1999-09-09: At the Leiden Go Club. Inori Yoko explains what happened in her game of 8 days earlier against Kobayashi Izumi. This one she lost, but she doesn't seem to mind. One year later she will succeed and win the Women's Honinbo Title.

At the Go club Umezawa played a simul and Inori showed us her most recent game: the challenger's final of the Women's Honinbo tournament. The room was packed. Even the members of the local chess club that played in the adjacent room came over to have a look and see what was happening.

At the Go centre

1999-09-11: Girls having fun on the terrace outside the Go centre. Third from the left is Kei Shinada (then living in Belgium), now an insei in Japan. Quite likely the photographer and beer drinker is Jan van der Steen.

Celebration

That was on a Thursday and the Saturday thereafter they joined us again for the official celebration of the 40th anniversary of the Dutch Go Association, in the European Go Centre in Amstelveen. Again they played many more games -- especially against children. Harry took a lot of pictures but unfortunately he has none of them digitized yet so I have to use some of the pictures on Umezawa's site.

1999-09-09: the fan.

The next Sunday they came back to Leiden and played some more games. On her site Umezawa actually has two pictures of that day (gallery -- pictures 47 and 48), but I'm not on them. I got beaten terribly by her in a four stone handicap game as far as I remember. Inori was, at the same time, playing some serious two stone handicap games against our strongest club players and that wasn't easy for her.
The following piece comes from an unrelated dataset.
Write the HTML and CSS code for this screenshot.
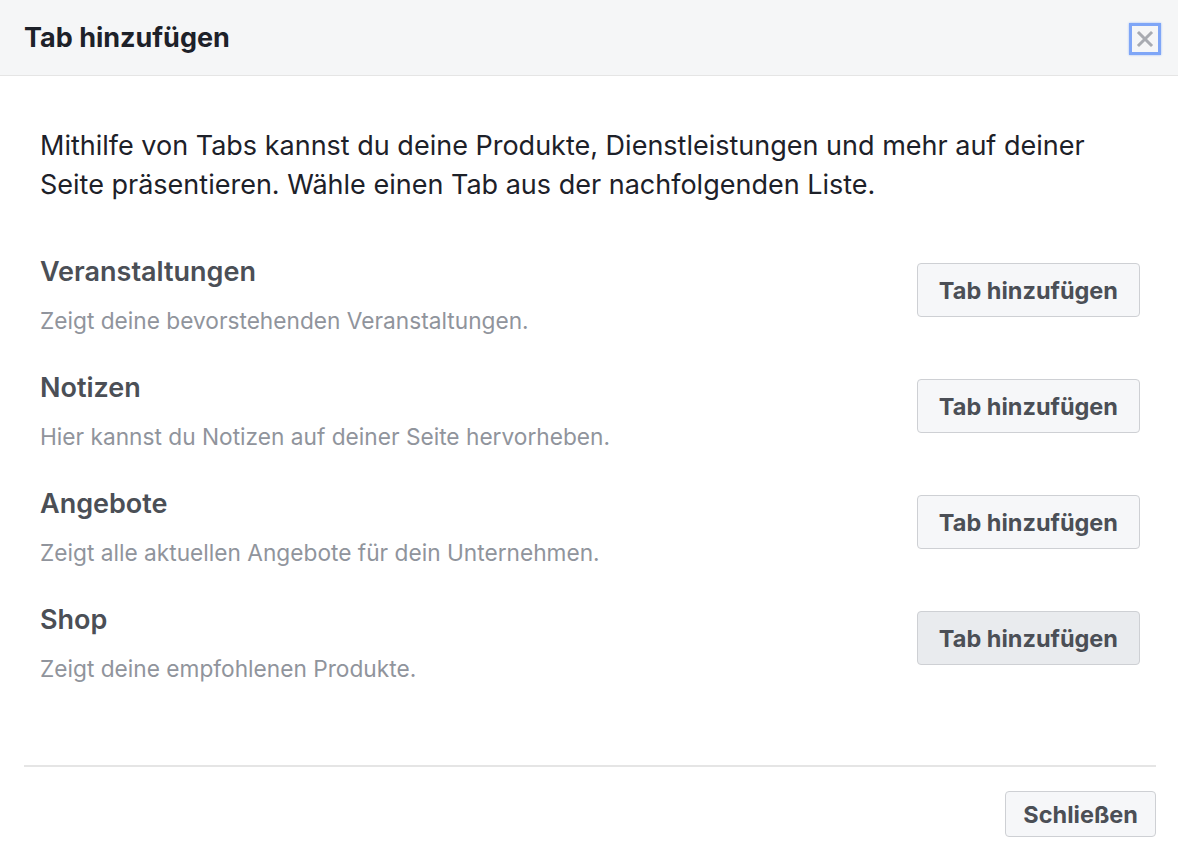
FILE: index.html
```html
<!DOCTYPE html>
<html lang="de">
<head>
<meta charset="UTF-8">
<meta name="viewport" content="width=device-width, initial-scale=1.0">
<title>Tab hinzufügen</title>
<link rel="stylesheet" href="styles.css">
</head>
<body>

<div class="dialog">
  <div class="dialog-header">
    <h2>Tab hinzufügen</h2>
    <button class="close-btn" title="Schließen">
      <svg width="22" height="22" viewBox="0 0 22 22">
        <path d="M5 5 L17 17 M17 5 L5 17" stroke="#a8abb1" stroke-width="3" stroke-linecap="square"/>
      </svg>
    </button>
  </div>

  <div class="dialog-body">
    <p class="intro">Mithilfe von Tabs kannst du deine Produkte, Dienstleistungen und mehr auf deiner Seite präsentieren. Wähle einen Tab aus der nachfolgenden Liste.</p>

    <div class="tab-list">
      <div class="tab-row">
        <div class="tab-info">
          <h3>Veranstaltungen</h3>
          <p>Zeigt deine bevorstehenden Veranstaltungen.</p>
        </div>
        <button class="btn">Tab hinzufügen</button>
      </div>
      <div class="tab-row">
        <div class="tab-info">
          <h3>Notizen</h3>
          <p>Hier kannst du Notizen auf deiner Seite hervorheben.</p>
        </div>
        <button class="btn">Tab hinzufügen</button>
      </div>
      <div class="tab-row">
        <div class="tab-info">
          <h3>Angebote</h3>
          <p>Zeigt alle aktuellen Angebote für dein Unternehmen.</p>
        </div>
        <button class="btn">Tab hinzufügen</button>
      </div>
      <div class="tab-row">
        <div class="tab-info">
          <h3>Shop</h3>
          <p>Zeigt deine empfohlenen Produkte.</p>
        </div>
        <button class="btn btn-hover">Tab hinzufügen</button>
      </div>
    </div>
  </div>

  <div class="dialog-footer">
    <button class="btn btn-small">Schließen</button>
  </div>
</div>

</body>
</html>
```

FILE: styles.css
```css
body {
  font-family: Inter, Roboto, "Liberation Sans", Arial, sans-serif;
  margin: 0;
  padding: 0;
  background-color: #fff;
  color: #1d2129;
}

.dialog {
  width: 1178px;
  height: 860px;
  background-color: #fff;
}

.dialog-header {
  display: flex;
  align-items: center;
  justify-content: space-between;
  height: 75px;
  padding: 0 17px 0 24px;
  background-color: #f5f6f7;
  border-bottom: 1px solid #e5e5e5;
}

.dialog-header h2 {
  margin: 0;
  font-size: 27px;
  font-weight: bold;
  color: #1d2129;
}

.close-btn {
  display: flex;
  align-items: center;
  justify-content: center;
  width: 32px;
  height: 32px;
  padding: 0;
  margin-top: 2px;
  background: transparent;
  border: 3px solid #7fa6f7;
  box-shadow: 0 0 2px #9dbaf8;
  cursor: pointer;
}

.dialog-body {
  padding: 0 38px 0 40px;
}

.intro {
  margin: 0;
  padding-top: 50px;
  font-size: 27px;
  line-height: 39px;
  color: #1d2129;
}

.tab-list {
  margin-top: 52px;
}

.tab-row {
  display: flex;
  align-items: flex-start;
  justify-content: space-between;
  height: 116px;
}

.tab-info h3 {
  margin: 0 0 19px;
  font-size: 27px;
  line-height: 32px;
  font-weight: 600;
  color: #4b4f56;
}

.tab-info p {
  margin: 0;
  font-size: 22.7px;
  line-height: 28px;
  color: #90949c;
}

.btn {
  height: 54px;
  padding: 0 21px;
  font-family: inherit;
  font-size: 23.5px;
  font-weight: bold;
  color: #4b4f56;
  background-color: #f6f7f9;
  border: 1px solid #ced0d4;
  border-radius: 4px;
  cursor: pointer;
}

.tab-row .btn {
  margin-top: 7px;
}

.btn-hover {
  background-color: #e9ebee;
}

.dialog-footer {
  display: flex;
  justify-content: flex-end;
  margin: 45px 22px 0 24px;
  padding-top: 24px;
  border-top: 2px solid #e5e5e5;
}

.btn-small {
  height: 46px;
  padding: 0 17px;
}
```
Advisor to the Hikaru no Go team

Umezawa was already advising the Hikaru no Go team. The first episode came out in December 1998. But at the time of our meeting I was unaware of that. I started reading Hikaru much later, when the first translations came out on the net. When the story around the WAGC started in the Manga, it was a surprise to see three countries feature more prominently in that part: the US, China and the Netherlands. And even more surprising, a lot later, it was to recognise in the manga somebody I know: Frank.

Frank and Mr Ooijer in the Manga.

Frank Janssen is working for the European Go Centre and is one of our strongest players in the Netherlands. He has played in the WAGC. Surprise: in the Hikaru no Go story the Dutch representative for the World Amateur Go Championship is called Frank and he seems to be working (as a residential teacher) in a Go Club. He even seems to be living there (the real Frank doesn't). Is Frank Frank? And then there is Mr Ooijer, some big shot in the Dutch Go organisation, who calls up Frank in the middle of the night because Sai is playing on the Internet. Am I Mr Ooijer? Did I tell Umezawa that I watched pro games on IGS in the middle of the night? I am certain I told her about my Cho Chikun site. Or is Mr Ooijer Jan van der Steen? But my name is more similar to Ooijer (O/E).

Left Jan van der Steen, right Jan van Rongen.

It is not uncommon for characters in the Manga to be based on real persons. For example, the master of the Dogenzaka Go Salon not only exists, but really looks like the real person. Of course that is not the case with the Dutch Go players -- the artist Mr Obata never met us. But whoever is who, in this part of the story I see something back of Umezawa's visit to the Netherlands in that week. The real Frank doesn't use sugar in his coffee. Mr Ooijer has a mustache, both Jans don't. And in Hikaru no Go we all look a bit like the red-haired barbarians that the Dutch were when they had the trading post on the tiny island Decima. Oh well, maybe we still are. But for the rest: thank you Miss Sunshine for a nice picture of Dutch Go.
[2003-02-27]

Comment

As always, there is more to it, something I overlooked the first time that I wrote this. Frank first appears in Hikaru no Go before the visit of Umezawa to the Netherlands. To be exact, his first appearence is in volume 4, chapter 30, which was first published in weekly Jump on July 20 1999. But he doesn't have a name then, at least I couldn't find it. Only two years later he gets a name, in chapter 109, where we also see Mr Ooijer appearing. For the name "Frank", some Hikaru watchers are quite confident that "Frank" was borrowed from the real Frank Janssen, because it has happened more often that the first name of a real person is used.

As for myself being Mr. Ooijer, it was just an interesting thought for a while. But who knows? Ms Sunshine :-)
[2003-03-11]

Note: the first 3 pictures were made by Harry van der Krogt. Some others were copied from Umezawa's sites. I am sure she doesn't mind.